Vom August 1572 bis Juni 1574 war er erfolgreicher Prediger an der Kirche St. Moritz in Augsburg. Hier erreichte ihn auch der Auftrag für die Mission in Luzern. Damit beginnt das eigentliche Lebenswerk des P. Martin Leubenstain SJ, „dem er die folgenden zweiundzwanzig Jahre bis zu seinem Tode widmen sollte”. Er baute als erster Rektor unter großen Schwierigkeiten das Jesuitenkollegium mit der dazugehörigen Schule auf. Im Dienst der Pestkranken ist er am 29. Dezember 1596 in Luzern gestorben. Als erster wurde er in der neuen Michaelskirche bestattet.
Der Oberstdorfer Martin Leubenstain war „eine in Luzern hochgeachtete und populäre Persönlichkeit”, „ein hochgeschätzter Vertrauensmann führender Männer” in der Schweiz.

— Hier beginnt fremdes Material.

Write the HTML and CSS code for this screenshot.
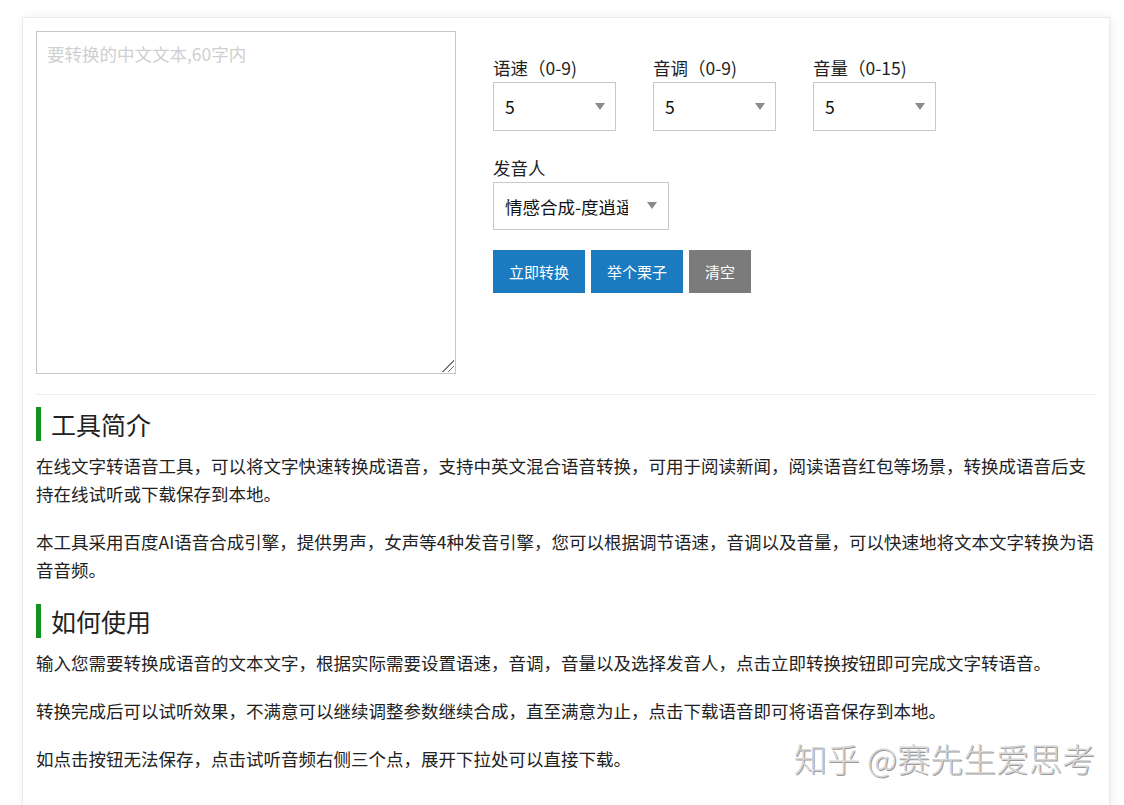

Ein Luzerner Historiker schrieb: „P. Leubenstain erwarb sich sein Ansehen bei uns mehr durch seinen Charakter als vermöge seiner Tätigkeit auf der Kanzel, wenn er auch ein gern gehörter Redner war”. Er hat ein Werk grundgelegt und aufgebaut, welches das geistige und religiöse Leben Luzerns geprägt hat auf Generationen hinaus”, urteilte ein anderer.